81 years ago tomorrow, on October 7th, 1938, Judy Garland and the MGM studio orchestra recorded “Over the Rainbow.” The song was written for the film by Harold Arlen and E.Y. Harburg, and arranged by Murray Cutter. It was in the MGM scoring stage with its plywood walls, with Judy singing at the same time as the orchestra and Georgie Stoll conducting. They did eight takes that day, splicing together the beginning of take 5 with the rest of take 6 to be used in the film, and the rest is history.

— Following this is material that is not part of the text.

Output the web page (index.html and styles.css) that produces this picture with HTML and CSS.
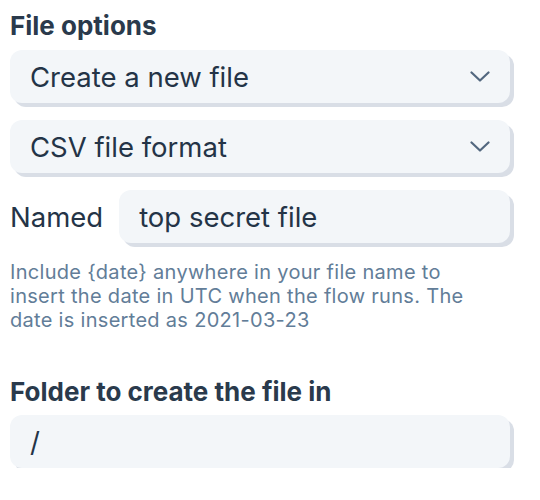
FILE: index.html
```html
<!DOCTYPE html>
<html>
<head>
<meta charset="utf-8">
<link rel="stylesheet" href="styles.css">
</head>
<body>
<div class="form">
  <h2 class="heading">File options</h2>
  <div class="field select">
    <span>Create a new file</span>
    <svg class="chev" width="20" height="12" viewBox="0 0 20 12"><path d="M1.5 1.5 L10 9.5 L18.5 1.5" fill="none" stroke="#52677f" stroke-width="2.2" stroke-linecap="round" stroke-linejoin="round"/></svg>
  </div>
  <div class="field select">
    <span>CSV file format</span>
    <svg class="chev" width="20" height="12" viewBox="0 0 20 12"><path d="M1.5 1.5 L10 9.5 L18.5 1.5" fill="none" stroke="#52677f" stroke-width="2.2" stroke-linecap="round" stroke-linejoin="round"/></svg>
  </div>
  <div class="named-row">
    <label class="label">Named</label>
    <div class="field input">top secret file</div>
  </div>
  <p class="help">Include {date} anywhere in your file name to insert the date in UTC when the flow runs. The date is inserted as 2021-03-23</p>
  <h2 class="heading folder-heading">Folder to create the file in</h2>
  <div class="field input">/</div>
</div>
</body>
</html>
```
FILE: styles.css
```css
* { box-sizing: border-box; }
body {
  margin: 0;
  background: #ffffff;
  font-family: Inter, "Noto Sans", sans-serif;
  color: #243447;
}
.form {
  width: 500px;
  padding: 11px 0 0 10px;
  display: flex;
  flex-direction: column;
  box-sizing: content-box;
}
.heading {
  margin: 0;
  font-size: 26px;
  font-weight: 700;
  line-height: 30px;
  color: #2a3a4c;
}
.field {
  background: #f3f6f9;
  border-radius: 12px;
  box-shadow: 4px 4px 0 #d9dee6;
  height: 53px;
  display: flex;
  align-items: center;
  padding: 0 20px;
  font-size: 27.5px;
  color: #243447;
}
.select {
  justify-content: space-between;
  margin-top: 9px;
  margin-bottom: 17px;
}
.select + .select { margin-top: 0; }
.named-row {
  display: flex;
  align-items: center;
  gap: 16px;
}
.label {
  font-size: 27.5px;
  color: #243447;
}
.named-row .input { flex: 1; }
.help {
  margin: 17px 0 0 0;
  max-width: 472px;
  font-size: 20px;
  letter-spacing: 0.3px;
  line-height: 24px;
  color: #627d98;
}
.folder-heading { margin-top: 45px; }
.folder-heading + .input { margin-top: 8px; }
```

Yes, it’s nice that it’s the 81st anniversary (and the 80th anniversary of the release of the film this autumn, too), but why bother to write this post? Well, because for a few weeks this summer, this particular arrangement of “Over the Rainbow,” which has loomed large in my life since I first heard it at age two, became a near-obsession. It all began on May 8th of this year, when in the middle of an email about another Garland arrangement I was restoring for an upcoming concert (more on that here), Michael Feinstein dropped the tantalizing tidbit that he might have found the original orchestral arrangement of “Over the Rainbow.” He couldn’t be sure until he received actual copies because he’d only gotten a brief glimpse of them among composer/bandleader/arranger David Rose’s files as he was helping David’s daughter, Angela Rose White, move some files from her Studio City office. 

And then we waited…

….and waited….

….and waited.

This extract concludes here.